Runtime Log Level Changes
Enable dynamic log level tuning:
management:
endpoint:
loggers:
enabled: true
This avoids redeployments during incidents.
4. Configuration Hygiene: Secure and Predictable
Externalize Everything
Never hardcode configuration values.
spring:
application:
name: order-service
profiles:
active: ${ENVIRONMENT:development}
Production profile:
spring:
config:
activate:
on-profile: production
datasource:
url: ${DATABASE_URL}
username: ${DATABASE_USERNAME}
password: ${DATABASE_PASSWORD}
Validate Configuration at Startup
@ConfigurationProperties(prefix = "app")
@Validated
@Component
public class ApplicationProperties {
@NotNull
private String externalServiceUrl;
@Min(1)
@Max(100)
private int maxConnections;
}
✅ Fail fast if configuration is invalid.
Secrets Management
Use dedicated systems like Vault or cloud-native secret stores.

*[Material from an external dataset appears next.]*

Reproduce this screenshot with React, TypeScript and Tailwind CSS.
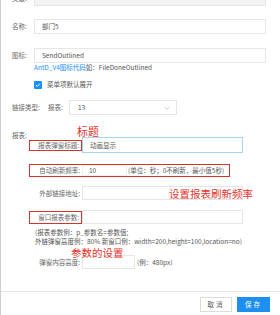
const red = 'border border-[#d8322e]'

const Field = ({ value, className = '' }: { value?: string; className?: string }) => (
  <div className={`flex items-center border border-[#e6e6e6] bg-white pl-[7px] text-[#555] ${className}`}>{value}</div>
)

const App = () => {
  return (
    <div className="relative flex h-[315px] w-[280px] flex-col overflow-hidden border-l border-[#cfcfcf] bg-white font-['Noto_Sans_CJK_SC','Noto_Sans',sans-serif] text-[6.5px] leading-[9px] text-[#666]">
      <div className="flex flex-col pl-[11px]">
        {/* 父级 */}
        <div className="-mt-[9px] flex h-[15px] items-center">
          <span className="w-[22px]">父级:</span>
          <div className="h-[15px] w-[232px] border border-[#e6e6e6] bg-[#f3f3f3]" />
        </div>

        <div className="mt-[13px] flex h-[15px] items-center">
          <span className="w-[22px]">名称:</span>
          <Field value="部门5" className="h-[15px] w-[232px]" />
        </div>

        <div className="mt-[14px] flex h-[15px] items-center">
          <span className="w-[22px]">图标:</span>
          <Field value="SendOutlined" className="h-[15px] w-[232px]" />
        </div>
        <div className="h-[9px] whitespace-nowrap pl-[22px]">
          <span className="text-[#1890ff]">AntD_V4图标代码</span>
          <span className="text-[#555]">如：FileDoneOutlined</span>
        </div>

        <div className="mt-[8px] flex h-[9px] items-center pl-[22px]">
          <span className="flex h-[8px] w-[8px] items-center justify-center rounded-[1px] bg-[#1890ff]">
            <svg width="6" height="6" viewBox="0 0 6 6">
              <path d="M1 3.1 L2.4 4.4 L5 1.6" fill="none" stroke="white" strokeWidth="1" />
            </svg>
          </span>
          <span className="ml-[5px] text-[#555]">菜单项默认展开</span>
        </div>

        <div className="mt-[11px] flex h-[15px] items-center">
          <span className="w-[36px]">链接类型:</span>
          <span className="w-[21px]">报表:</span>
          <div className="flex h-[15px] w-[108px] items-center justify-between border border-[#e6e6e6] pl-[8px] pr-[6px] text-[#555]">
            <span>13</span>
            <svg width="6" height="4" viewBox="0 0 6 4">
              <path d="M0.5 0.8 L3 3.2 L5.5 0.8" fill="none" stroke="#bbb" strokeWidth="0.8" />
            </svg>
          </div>
        </div>

        <div className="mt-[16px] h-[9px]">报表:</div>

        {/* 报表子表单 */}
        <div className="-mt-[3px] flex flex-col pl-[17px]">
          <div className="flex h-[16px] items-center">
            <span className={`h-[11px] w-[53px] whitespace-nowrap pr-[2px] text-right leading-[9px] ${red}`}>报表弹窗标题:</span>
            <div className="flex h-[16px] w-[161px] items-center border border-[#a9d6ef] pl-[7px] text-[#555]">动画显示</div>
          </div>

          <div className={`mt-[11px] flex h-[13px] w-[201px] items-center whitespace-nowrap ${red}`}>
            <span className="w-[52px] pr-[2px] text-right">自动刷新频率:</span>
            <div className="flex h-[11px] w-[45px] items-center border border-[#f0f0f0] pl-[6px] text-[#555]">10</div>
            <span className="ml-[1px] text-[#555]">(单位：秒；0不刷新，最小值5秒)</span>
          </div>

          <div className="mt-[9px] flex h-[14px] items-center">
            <span className="w-[53px] whitespace-nowrap pr-[2px] text-right">外部链接地址:</span>
            <Field className="h-[14px] w-[161px]" />
          </div>

          <div className="mt-[10px] flex h-[14px] items-center">
            <span className={`h-[13px] w-[53px] whitespace-nowrap pr-[2px] text-right leading-[11px] ${red}`}>窗口报表参数:</span>
            <Field className="h-[14px] w-[161px]" />
          </div>

          <div className="mt-[4px] flex flex-col pl-[6px] text-[#555]">
            <span className="h-[9px]">(报表参数例：p_参数名=参数值;</span>
            <span className="h-[9px] whitespace-nowrap">外链弹窗高度例：80% 新窗口例：width=200,height=100,location=no)</span>
          </div>

          <div className="mt-[9px] flex h-[14px] items-center">
            <span className="w-[53px] whitespace-nowrap pr-[2px] text-right">弹窗内容高度:</span>
            <Field className="h-[14px] w-[53px]" />
            <span className="ml-[2px] text-[#555]">(例：480px)</span>
          </div>
        </div>
      </div>

      <div className="mt-auto flex h-[24px] justify-end gap-[5px] border-t border-[#e8e8e8] pr-[10px] pt-[5px]">
        <button className="h-[15px] w-[32px] border border-[#dcdcdc] bg-white tracking-[2px] text-[#555]">取消</button>
        <button className="h-[15px] w-[33px] bg-[#1d8ff0] tracking-[2px] text-white">保存</button>
      </div>

      {/* 红色标注 */}
      <span className="absolute left-[76px] top-[125px] text-[11px] leading-[12px] text-[#e8322c]">标题</span>
      <span className="absolute left-[168px] top-[188px] text-[10.5px] leading-[12px] text-[#e8322c]">设置报表刷新频率</span>
      <span className="absolute left-[70px] top-[247px] text-[10.5px] leading-[12px] text-[#e8322c]">参数的设置</span>
    </div>
  )
}

export default App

🔐 Security rule: Applications should never manage secrets manually.
5. Running in Containers and Kubernetes
Docker Best Practices
- Use slim JRE images
- Run as non-root
- Tune JVM for containers
Kubernetes Probes
- Liveness:
/actuator/health/liveness - Readiness:
/actuator/health/readiness
🚀 Proper probes prevent cascading failures.

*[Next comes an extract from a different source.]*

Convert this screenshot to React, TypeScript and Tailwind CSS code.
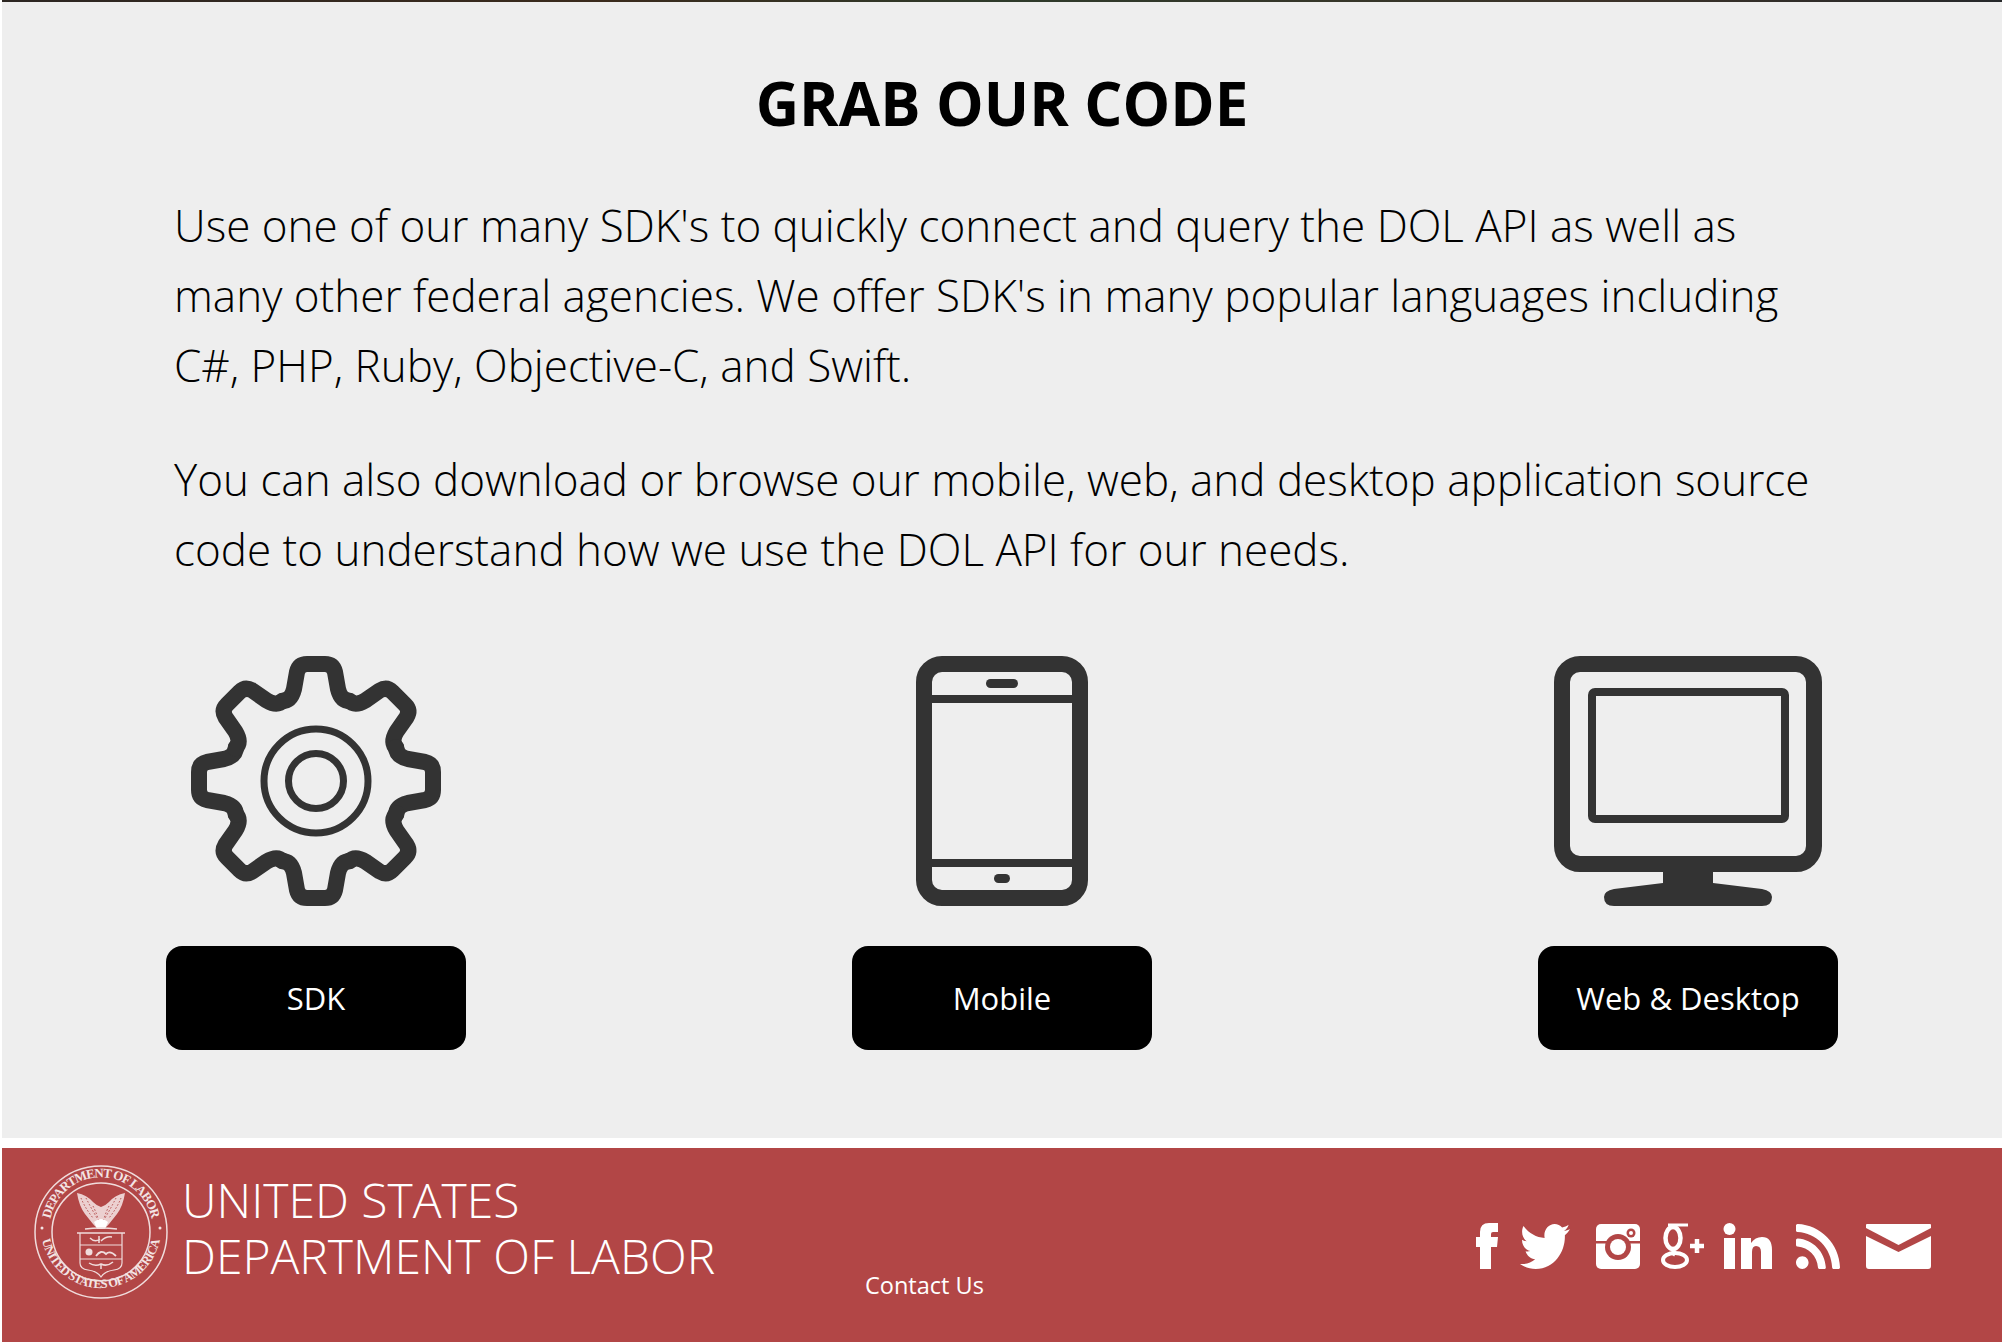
import { FaTwitter, FaRss } from "react-icons/fa";

const teeth = [0, 45, 90, 135, 180, 225, 270, 315];

function GearIcon() {
    return (
        <svg width="250" height="250" viewBox="-125 -125 250 250" fill="none" stroke="#333333">
            {teeth.map((deg) => (
                <path
                    key={deg}
                    transform={`rotate(${deg})`}
                    strokeWidth="16"
                    strokeLinejoin="round"
                    strokeLinecap="round"
                    d="M-34 -80 Q-25 -80 -22 -92 L-19 -109 Q-17 -117 -9 -117 H9 Q17 -117 19 -109 L22 -92 Q25 -80 34 -80"
                />
            ))}
            <circle r="52" strokeWidth="7" />
            <circle r="27.5" strokeWidth="7" />
        </svg>
    );
}

function PhoneIcon() {
    return (
        <svg width="172" height="250" viewBox="0 0 172 250" fill="#333333">
            <rect x="8" y="8" width="156" height="234" rx="18" fill="none" stroke="#333333" strokeWidth="16" />
            <rect x="10" y="39" width="152" height="8" />
            <rect x="10" y="203" width="152" height="8" />
            <rect x="70" y="23" width="32" height="9" rx="4.5" />
            <rect x="78" y="218" width="16" height="9" rx="4.5" />
        </svg>
    );
}

function MonitorIcon() {
    return (
        <svg width="268" height="250" viewBox="0 0 268 250" fill="#333333">
            <rect x="8" y="8" width="252" height="200" rx="18" fill="none" stroke="#333333" strokeWidth="16" />
            <rect x="38" y="36" width="193" height="127" rx="3" fill="none" stroke="#333333" strokeWidth="8" />
            <path d="M109 214 V227 L60 233 Q50 235 50 241 Q50 250 60 250 H208 Q218 250 218 241 Q218 235 208 233 L159 227 V214 Z" />
        </svg>
    );
}

function FacebookIcon() {
    return (
        <svg width="22" height="46" viewBox="0 0 22 46" fill="white">
            <path d="M4 46 V24 H0 V14 H4 V9 Q4 0 13 0 H22 V9 H17 Q15 9 15 11 V14 H22 L21 24 H15 V46 Z" />
        </svg>
    );
}

function InstagramIcon() {
    return (
        <svg width="44" height="45" viewBox="0 0 44 45">
            <rect width="44" height="45" rx="5" fill="white" />
            <rect y="17" width="44" height="2.5" fill="#b24646" />
            <circle cx="22" cy="23" r="13" fill="#b24646" />
            <circle cx="22" cy="23" r="8" fill="white" />
            <circle cx="35" cy="9" r="4.5" fill="#b24646" />
            <circle cx="35" cy="9" r="2" fill="white" />
        </svg>
    );
}

function GooglePlusIcon() {
    return (
        <svg width="44" height="46" viewBox="0 0 44 46" fill="none" stroke="white">
            <path strokeWidth="3" d="M8 2 H28" />
            <ellipse cx="13" cy="15" rx="7.5" ry="11" strokeWidth="4.5" />
            <path strokeWidth="3.5" d="M15 27 Q11 30 15 32" />
            <ellipse cx="15" cy="37" rx="12" ry="7" strokeWidth="4" />
            <path strokeWidth="4.5" d="M37 16 V30 M30 23 H44" />
        </svg>
    );
}

function LinkedinIcon() {
    return (
        <svg width="49" height="46" viewBox="0 0 49 46" fill="white">
            <circle cx="6.5" cy="6" r="6" />
            <rect x="1" y="15" width="11" height="31" />
            <path d="M18 15 H28 V20 Q32 14 39 14 Q49 14 49 27 V46 H38 V29 Q38 23 33 23 Q29 23 29 29 V46 H18 Z" />
        </svg>
    );
}

function MailIcon() {
    return (
        <svg width="67" height="45" viewBox="0 0 67 45" fill="white">
            <path d="M2 0 H65 Q66 0 66 1 V4 L33.5 21 L1 4 V1 Q1 0 2 0 Z" />
            <path d="M1 12 L33.5 28 L66 12 V42 Q66 45 63 45 H4 Q1 45 1 42 Z" />
        </svg>
    );
}

function Seal() {
    return (
        <svg width="136" height="136" viewBox="0 0 136 136" className="shrink-0" fill="none" stroke="#f0dcdc">
            <defs>
                <path id="sealTop" d="M17 72 A51.5 51.5 0 1 1 119 72" />
                <path id="sealBottom" d="M8 64 A60 60 0 1 0 128 64" />
            </defs>
            <circle cx="68" cy="68" r="66" strokeWidth="1.5" />
            <circle cx="68" cy="68" r="49" strokeWidth="1.5" />
            <text fill="#f3e4e4" stroke="none" fontSize="13" fontWeight="700" fontFamily="'Liberation Serif', serif">
                <textPath href="#sealTop" startOffset="50%" textAnchor="middle" textLength="142" lengthAdjust="spacing">DEPARTMENT OF LABOR</textPath>
            </text>
            <text fill="#f3e4e4" stroke="none" fontSize="12.5" fontWeight="700" fontFamily="'Liberation Serif', serif">
                <textPath href="#sealBottom" startOffset="50%" textAnchor="middle" textLength="164" lengthAdjust="spacing">UNITED STATES OF AMERICA</textPath>
            </text>
            <circle cx="9" cy="64" r="1.5" fill="#f3e4e4" stroke="none" />
            <circle cx="127" cy="64" r="1.5" fill="#f3e4e4" stroke="none" />
            {/* eagle */}
            <path fill="#ecd0d0" stroke="none" d="M44 29 Q54 31 60 38 Q64 42 68 43 Q72 42 76 38 Q82 31 92 29 Q90 42 84 50 L76 60 Q72 65 68 65 Q64 65 60 60 L52 50 Q46 42 44 29 Z" />
            <path stroke="#b24646" strokeWidth="1" strokeDasharray="1.5 2" d="M48 34 Q52 44 60 54 M53 34 Q58 44 64 54 M88 34 Q84 44 76 54 M83 34 Q78 44 72 54 M60 42 Q64 50 66 58 M76 42 Q72 50 70 58" />
            <path fill="white" stroke="none" d="M61 58 Q68 52 75 58 L72 65 H64 Z" />
            <path strokeWidth="1.5" d="M52 65 Q68 63 84 65" />
            {/* shield */}
            <path strokeWidth="1.5" d="M44 69 H92" />
            <path strokeWidth="1.2" d="M47 69 V99 Q47 105 55 106 Q64 107 68 113 Q72 107 81 106 Q89 105 89 99 V69" />
            <path strokeWidth="1" d="M47 81 H89 M47 95 H89" />
            <path strokeWidth="1.5" d="M57 74 Q62 79 67 75 M68 77 Q73 72 79 73 M66 72 V79" />
            <circle cx="56" cy="88" r="3.5" fill="#f0dcdc" stroke="none" />
            <path strokeWidth="1.8" d="M63 92 Q68 85 73 90 Q77 86 83 92" />
            <path strokeWidth="1.5" d="M56 99 Q62 103 68 100 Q74 103 80 98 M68 100 V105" />
        </svg>
    );
}

const cards = [
    { label: "SDK", icon: <GearIcon /> },
    { label: "Mobile", icon: <PhoneIcon /> },
    { label: "Web & Desktop", icon: <MonitorIcon /> },
];

export default function App() {
    return (
        <div className="bg-white h-[1342px] overflow-hidden px-[2px] font-['Open_Sans',sans-serif]">
            <div className="h-[2px] bg-[linear-gradient(90deg,#2c2622,#3a2a1c_30%,#2e3a2a_50%,#3b3228_80%,#26282a)]" />
            <section className="bg-[#eeeeee] h-[1136px] pt-[63px]">
                <h1 className="text-center text-[60px] leading-[76px] font-bold text-black">GRAB OUR CODE</h1>
                <div className="mt-[49px] px-[172px] text-[44px] leading-[70px] font-light text-black">
                    <p>Use one of our many SDK's to quickly connect and query the DOL API as well as many other federal agencies. We offer SDK's in many popular languages including C#, PHP, Ruby, Objective-C, and Swift.</p>
                    <p className="mt-[44px]">You can also download or browse our mobile, web, and desktop application source code to understand how we use the DOL API for our needs.</p>
                </div>
                <div className="mt-[72px] px-[164px] flex justify-between">
                    {cards.map((card) => (
                        <div key={card.label} className="flex flex-col items-center w-[300px]">
                            <div className="h-[250px] flex items-center justify-center">{card.icon}</div>
                            <a className="mt-[40px] w-[300px] h-[104px] bg-black text-white rounded-[16px] flex items-center justify-center text-[31px]">{card.label}</a>
                        </div>
                    ))}
                </div>
            </section>
            <footer className="mt-[10px] h-[194px] bg-[#b24646] text-white flex">
                <div className="pl-[31px] pt-[16px] shrink-0">
                    <Seal />
                </div>
                <div className="pl-[13px] pt-[24px] w-[696px] shrink-0 text-[48px] leading-[56px] font-light">
                    <div>UNITED STATES</div>
                    <div>DEPARTMENT OF LABOR</div>
                </div>
                <a className="mt-[120px] text-[23.5px] leading-[34px] h-[34px]">Contact Us</a>
                <div className="ml-auto mr-[70px] mt-[75px] h-[46px] flex items-center">
                    <FacebookIcon />
                    <FaTwitter viewBox="0 48 512 416" preserveAspectRatio="none" className="ml-[22px] w-[50px] h-[45px]" />
                    <div className="ml-[26px]"><InstagramIcon /></div>
                    <div className="ml-[20px]"><GooglePlusIcon /></div>
                    <div className="ml-[19px]"><LinkedinIcon /></div>
                    <FaRss viewBox="0 32 448 448" preserveAspectRatio="none" className="ml-[24px] w-[44px] h-[45px]" />
                    <div className="ml-[25px]"><MailIcon /></div>
                </div>
            </footer>
        </div>
    );
}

6. Monitoring and Alerting Strategy
Alerts That Actually Matter
- Error rate > 5%
- P99 latency above SLO
- Memory usage > 80%
- Instance health check failures
Dashboards Should Show
- Traffic, errors, latency
- JVM memory & GC
- Database pool usage
- Business KPIs
Conclusion: Production Excellence Is a Practice
Production readiness is not a checkbox; it's a continuous discipline.
Key takeaways:
- Start with Actuator and build observability early
- Prefer structured logs and meaningful metrics
- Validate and externalize all configuration
- Monitor what can fail and alert only when it matters
- Test your failure scenarios before users do
Spring Boot gives you the tools. Operational excellence comes from using them deliberately.